Because at the end of the day, it’s not about taking the phone away…
It’s about giving them a life they don’t want to escape from.

Train Them to Use Power Tools Wisely

I always tell parents: handing your teen a phone is like handing them a power tool.

It can build something amazing—or it can do serious damage.

That’s why we take a gradual approach. 

Our younger teens have limits—time caps, app restrictions, and no-phone zones. 

As they grow, those boundaries expand in proportion to their self-control.

The goal isn’t obedience; it’s self-direction.

I don’t want kids who do what I say because they’re afraid of consequences.

I want young adults who make wise choices because they understand why it matters.

phone boundaries for teens

Create Sacred, Screen-Free Spaces

Phones are amazing—but not everywhere.

We’ve found that protecting sacred spaces in our home makes all the difference.

No phones at dinner.

No phones in bedrooms at night.

No phones during family time.

Not because we’re strict, but because connection needs quiet.

We also share our screen-time reports with each other every Sunday. 

It’s not about guilt or shame—it’s about awareness.

When I go over my own limits, I own it. 

Because my teens don’t need perfect parents—they need honest ones.

They need to see me struggle, adjust, and try again. 

That’s how they learn to do the same.

Consume With Purpose, Create With Passion

Phones can be incredible tools for learning and creativity—if we use them with intention.

In our home, the rule is simple: If you’re going to consume, do it for a purpose.

Watch a video to learn a new song on the piano.

Look up a tutorial to fix your bike.

Find inspiration for your next creative project.

But don’t let your screen become your story.

We also encourage our kids to follow people they’d trade places with. 

If someone doesn’t inspire them to become more kind, capable, or confident—they unfollow.

If it doesn’t help them love God, others, or themselves more, it doesn’t deserve their time.

Be the Example They Want to Follow

Here’s the hardest—and most important—part: our kids won’t live what we say. 

They’ll live what we model.

If my life looks stressful, distracted, or disconnected, why would my teens want to emulate it?

But when they see me reading, laughing, creating, and living a life filled with meaning—they notice.

When Greg and I put down our phones to go for a hike or host dinner with friends, our kids see that real life is where the magic happens.

The truth is, our kids are watching us and asking—silently—
Do I want to live like you?

So the question becomes:
Do we have lives our children would want to inherit?

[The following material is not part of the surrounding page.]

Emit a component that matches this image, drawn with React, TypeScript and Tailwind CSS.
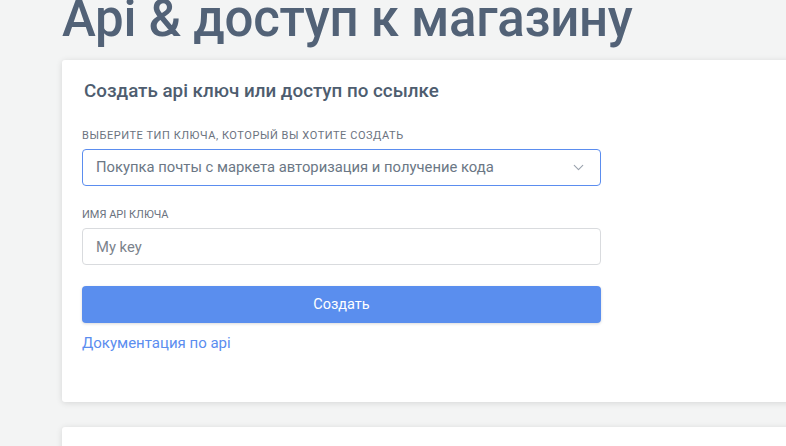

Because our example is the invitation.

A Simple Shift to Start This Week

You don’t have to overhaul everything overnight.

Just start with a few small shifts:

Before picking up your phone, say out loud what you’re going to do and why.

Protect one hour and one room in your home as completely screen-free.

Plan one adventure, project, or creative goal that makes real life more exciting than the feed.

And remember—this isn’t about perfection. 

It’s about awareness, intention, and love.

Because when we help our teens build a life they love, they won’t need to escape into a screen to find it.